Mas, segundo Luiz Henrique Lessa, da Adit Brasil, muitos investidores, principalmente do segmento imobiliário, ainda têm dificuldade em optar por projetos brasileiros devido à falta de informações e à estrutura necessária.

- O que o investidor quer entender claramente é o ciclo de investimento do projeto, seus riscos e a estrutura de gestão - avalia Lessa.

Para Paulo Simão, presidente da CBIC, parceira da Adit no projeto de consultoria, este é o momento do Brasil:

- Não devemos omitir as nossas carências e problemas, até porque muitos deles compõem o leque de oportunidades para os estrangeiros.

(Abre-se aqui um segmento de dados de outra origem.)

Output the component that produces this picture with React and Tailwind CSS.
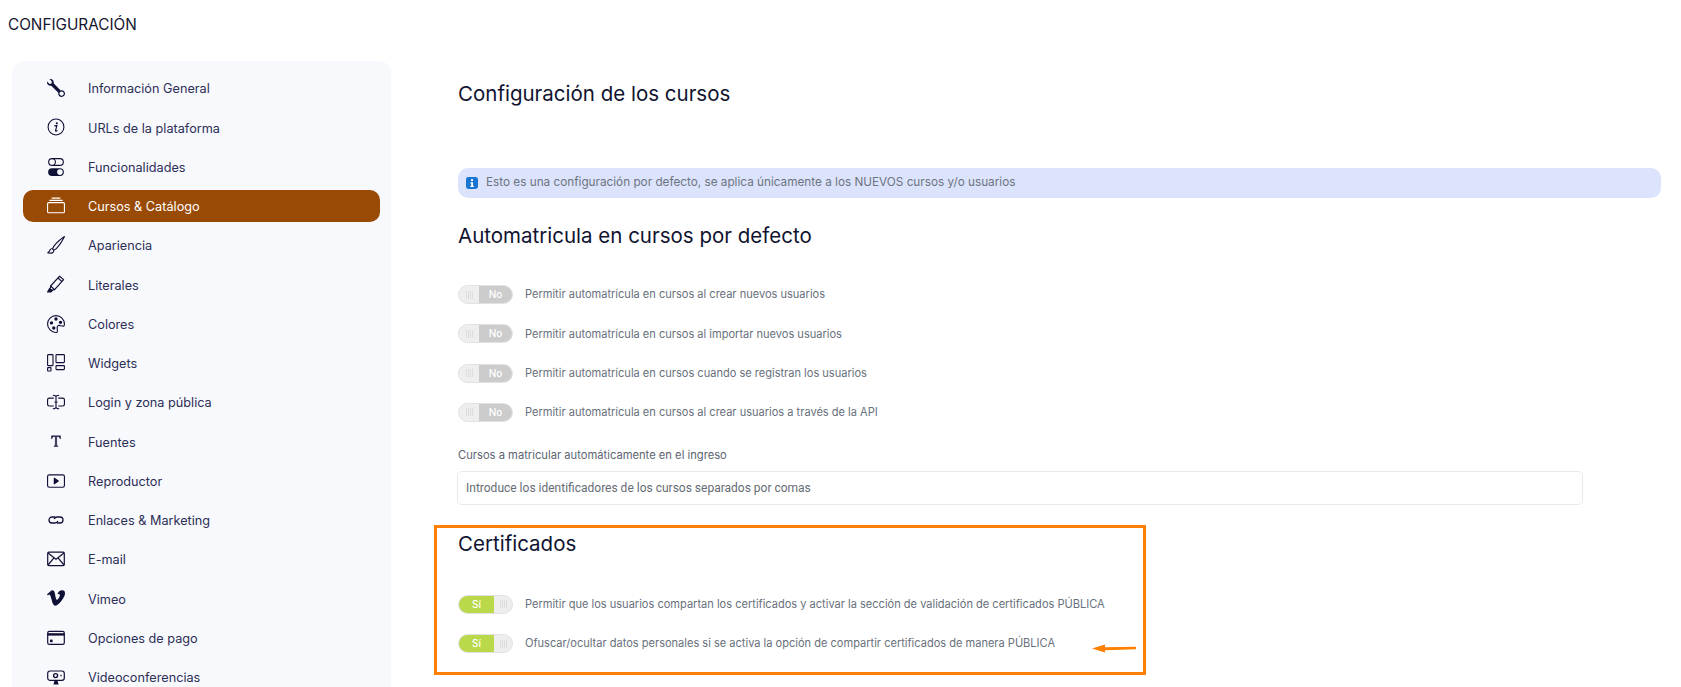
import { BsWrench, BsToggles, BsCollection, BsBrush, BsPalette, BsInputCursorText, BsPlayBtn, BsVimeo } from "react-icons/bs";

const InfoItalic = ({ className }) => (
  <svg viewBox="0 0 20 20" className={className} fill="none" stroke="currentColor">
    <circle cx="10" cy="10" r="8.8" strokeWidth="1.2" />
    <circle cx="10.9" cy="5.8" r="1.1" fill="currentColor" stroke="none" />
    <path d="M8.2 8.8 L11 8.4 L9.5 14 Q9.4 14.9 10.2 14.6 L11.6 13.8" strokeWidth="1.3" />
  </svg>
);

const HighlighterIcon = ({ className }) => (
  <svg viewBox="0 0 18 18" className={className} fill="none" stroke="currentColor" strokeWidth="1.2" strokeLinejoin="round">
    <path d="M12.6 1.2 L16.6 4.6 L7.6 14.6 L3.6 11 Z" />
    <path d="M11 3 L15 6.6" />
    <path d="M3.6 11 L3.4 13 L2.4 14 L5.2 15.4 L6 14.8 L7.6 14.6" />
    <path d="M0.6 17 L2.4 14 L5 15.6 L4 17 Z" fill="currentColor" />
  </svg>
);

const WidgetsIcon = ({ className }) => (
  <svg viewBox="0 0 18 18" className={className} fill="none" stroke="currentColor" strokeWidth="1.1">
    <rect x="0.6" y="0.6" width="5.4" height="11" rx="0.6" />
    <rect x="0.6" y="13.6" width="3.4" height="3.4" rx="0.4" />
    <rect x="9" y="0.6" width="8.4" height="8" rx="0.6" />
    <rect x="9" y="11.6" width="8.4" height="4" rx="0.6" />
  </svg>
);

const TypeIcon = ({ className }) => (
  <svg viewBox="-2 -2 22 22" className={className} fill="currentColor" stroke="currentColor" strokeWidth="0.5">
    <path d="M3.6 2.6h10.8l.2 3.8h-.7c-.3-1.9-1-2.9-3-2.9H9.8v10.4c0 .8.3 1 1.6 1.1v.6H6.6V15c1.3-.1 1.6-.3 1.6-1.1V3.5H7.1c-2 0-2.7 1-3 2.9h-.7z" />
  </svg>
);

const LinkIcon = ({ className }) => (
  <svg viewBox="0 0 18 18" className={className} fill="none" stroke="currentColor" strokeWidth="1.3">
    <path d="M8 6 H5 a3 3 0 0 0 0 6 H8 a3 3 0 0 0 2.8 -2" />
    <path d="M10 12 H13 a3 3 0 0 0 0 -6 H10 a3 3 0 0 0 -2.8 2" />
  </svg>
);

const MailIcon = ({ className }) => (
  <svg viewBox="0 0 18 18" className={className} fill="none" stroke="currentColor" strokeWidth="1.2">
    <rect x="0.7" y="2.2" width="16.6" height="13.4" rx="1.2" />
    <path d="M1 3 L9 9.2 L17 3 M1 15 L7 7.8 M17 15 L11 7.8" />
  </svg>
);

const CardIcon = ({ className }) => (
  <svg viewBox="0 0 18 18" className={className} fill="none" stroke="currentColor" strokeWidth="1.2">
    <rect x="0.7" y="2.4" width="16.6" height="13" rx="1.6" />
    <rect x="0.7" y="4.2" width="16.6" height="2.4" fill="currentColor" stroke="none" />
    <rect x="3" y="10.6" width="2.6" height="2.6" fill="currentColor" stroke="none" />
  </svg>
);

const WebcamIcon = ({ className }) => (
  <svg viewBox="0 0 18 18" className={className} fill="none" stroke="currentColor" strokeWidth="1.2">
    <rect x="0.7" y="3" width="16.6" height="9.4" rx="2.4" />
    <circle cx="8.6" cy="7.6" r="2" strokeWidth="1.4" />
    <path d="M14 6.8 v1.4" />
    <path d="M6.4 16.4 L7.4 13 H10.6 L11.6 16.4 Z" fill="currentColor" stroke="none" />
  </svg>
);

const AlertIcon = ({ className }) => (
  <svg viewBox="0 0 12 12" className={className}>
    <rect width="12" height="12" rx="2.4" fill="#1976d2" />
    <rect x="5" y="2.2" width="2" height="1.8" fill="#fff" />
    <path d="M4.4 5.2 H7 V8.8 H7.8 V10 H4.4 V8.8 H5.2 V6.4 H4.4 Z" fill="#fff" />
  </svg>
);

const menu = [
  { label: "Información General", Icon: BsWrench },
  { label: "URLs de la plataforma", Icon: InfoItalic },
  { label: "Funcionalidades", Icon: BsToggles },
  { label: "Cursos & Catálogo", Icon: BsCollection, active: true },
  { label: "Apariencia", Icon: BsBrush },
  { label: "Literales", Icon: HighlighterIcon },
  { label: "Colores", Icon: BsPalette },
  { label: "Widgets", Icon: WidgetsIcon },
  { label: "Login y zona pública", Icon: BsInputCursorText },
  { label: "Fuentes", Icon: TypeIcon },
  { label: "Reproductor", Icon: BsPlayBtn },
  { label: "Enlaces & Marketing", Icon: LinkIcon },
  { label: "E-mail", Icon: MailIcon },
  { label: "Vimeo", Icon: BsVimeo },
  { label: "Opciones de pago", Icon: CardIcon },
  { label: "Videoconferencias", Icon: WebcamIcon },
];

const Grip = () => (
  <span className="flex gap-[1px] h-[8px]">
    <i className="w-[1px] bg-[#dddddd]" />
    <i className="w-[1px] bg-[#dddddd]" />
    <i className="w-[1px] bg-[#dddddd]" />
    <i className="w-[1px] bg-[#dddddd]" />
  </span>
);

function Toggle({ on }) {
  return (
    <span className="flex shrink-0 w-[55px] h-[19px] rounded-full overflow-hidden border border-[#e2e2e2] bg-[#eeeeee]">
      {on ? (
        <>
          <span className="w-[35px] bg-[#b9d84a] text-white text-[10px] flex items-center justify-center font-medium">Sí</span>
          <span className="flex-1 flex items-center justify-center"><Grip /></span>
        </>
      ) : (
        <>
          <span className="w-[20px] flex items-center justify-center"><Grip /></span>
          <span className="flex-1 bg-[#cccccc] text-white text-[10px] flex items-center justify-center font-medium">No</span>
        </>
      )}
    </span>
  );
}

function Row({ on, children }) {
  return (
    <div className="flex items-center gap-3 h-[19px] mb-[20.3px]">
      <Toggle on={on} />
      <span className="text-[11.06px] text-[#68707c] whitespace-nowrap">{children}</span>
    </div>
  );
}

const headingClass = "text-[20.5px] leading-[28px] text-[#101330] font-normal";

export default function App() {
  return (
    <div className="relative h-[687px] w-[1681px] overflow-hidden bg-white font-['Inter','Liberation_Sans',sans-serif]">
      <h1 className="pl-2 pt-[16px] text-[15.3px] leading-[18px] text-[#14152e] font-normal">CONFIGURACIÓN</h1>

      <div className="flex mt-[27px]">
        <aside className="w-[379px] ml-3 shrink-0 bg-[#f8f9fd] rounded-t-[12px] px-[11px] pt-[11px] h-[700px]">
          {menu.map(({ label, Icon, active }) => (
            <div
              key={label}
              className={`flex items-center h-[32px] mb-[7.25px] pl-[24px] rounded-[10px] ${active ? "bg-[#994a04] text-white" : "text-[#2c2f56]"}`}
            >
              <span className={`w-[18px] h-[18px] flex items-center justify-center ${active ? "text-white" : "text-[#0f1035]"}`}>
                <Icon className="w-[18px] h-[18px]" />
              </span>
              <span className="ml-[23px] text-[12.7px] translate-y-[1px]">{label}</span>
            </div>
          ))}
        </aside>

        <main className="ml-[67px] flex-1 pr-[20px]">
          <h2 className={`${headingClass} mt-[19px]`}>Configuración de los cursos</h2>

          <div className="mt-[60px] h-[30px] w-[1203px] rounded-[10px] bg-[#dce3fc] flex items-center pl-[8px] gap-[8px] text-[11.75px] text-[#6c7480]">
            <AlertIcon className="w-[12px] h-[12px]" />
            <span>Esto es una configuración por defecto, se aplica únicamente a los NUEVOS cursos y/o usuarios</span>
          </div>

          <h2 className={`${headingClass} mt-[24px]`}>Automatricula en cursos por defecto</h2>

          <div className="mt-[35px]">
            <Row>Permitir automatrícula en cursos al crear nuevos usuarios</Row>
            <Row>Permitir automatrícula en cursos al importar nuevos usuarios</Row>
            <Row>Permitir automatrícula en cursos cuando se registran los usuarios</Row>
            <Row>Permitir automatrícula en cursos al crear usuarios a través de la API</Row>
          </div>

          <p className="mt-[25px] text-[11.2px] leading-[16px] text-[#5c6470]">Cursos a matricular automáticamente en el ingreso</p>
          <div className="mt-[8px] -ml-[1px] w-[1126px] h-[34px] border border-[#e8e9ec] rounded-[5px] flex items-center pl-[8px] text-[12px] text-[#666c75] font-['Roboto',sans-serif]">
            Introduce los identificadores de los cursos separados por comas
          </div>

          <h2 className={`${headingClass} mt-[25px]`}>Certificados</h2>

          <div className="mt-[37px]">
            <Row on>Permitir que los usuarios compartan los certificados y activar la sección de validación de certificados PÚBLICA</Row>
            <Row on>Ofuscar/ocultar datos personales si se activa la opción de compartir certificados de manera PÚBLICA</Row>
          </div>
        </main>
      </div>

      {/* annotation over the page */}
      <div className="absolute left-[434px] top-[525px] w-[712px] h-[150px] border-[3px] border-[#ff8000]" />
      <svg className="absolute left-[1090px] top-[642px]" width="48" height="12" viewBox="0 0 48 12">
        <path d="M2 6.5 L15 2.5 L15 5.3 L46 4.8 L46 7.3 L15 8.3 L15 10.5 Z" fill="#ff8000" />
      </svg>
    </div>
  );
}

Não são poucos os especialistas, entretanto, que enxergam nessa inundação de capital uma formação de bolha. Para o economista Luís Carlos Ewald, professor da FGV, um crescimento veloz demais poderá causar um colapso adiante:

- As pessoas estão comprando por causa de um cenário de juros mais baixos e parcelas viáveis. É um cenário que alimenta a alta de preços. Mas, com inflação contida, uma hora essa alta de preços vai acabar. E quem for tentar revender o imóvel, não vai conseguir ou perderá dinheiro.

Construtoras agora são incorporadoras

Fortes subsídios federais e um modelo baseado em parcerias com o setor privado, estados e municípios ajudam a explicar os ganhos de escala na produção de novas unidades para a baixa renda, dizem especialistas. Antes, explica a consultora da CBIC, Maria Henriqueta, a Caixa Econômica repassava os recursos para estados e prefeituras - que respondiam pela elaboração de projetos, regularização de terrenos e só depois realizavam licitação para escolha da construtora. Agora, o processo se inverteu:

- A habitação popular era promovida pelo setor público, cabendo ao privado a função de empreiteira. A grande virada está na incorporação feita agora pelas empresas: elas procuram terrenos, elaboram projetos e vendem ao governo.

Para o consultor José Pereira Gonçalves, a diferença entre o Minha Casa e os programas anteriores é que a União colocou no Orçamento, explicitamente, o aporte (de R$14 bilhões) à baixa renda - setor em que só crédito é insuficiente, diante da capacidade limitada de pagamento.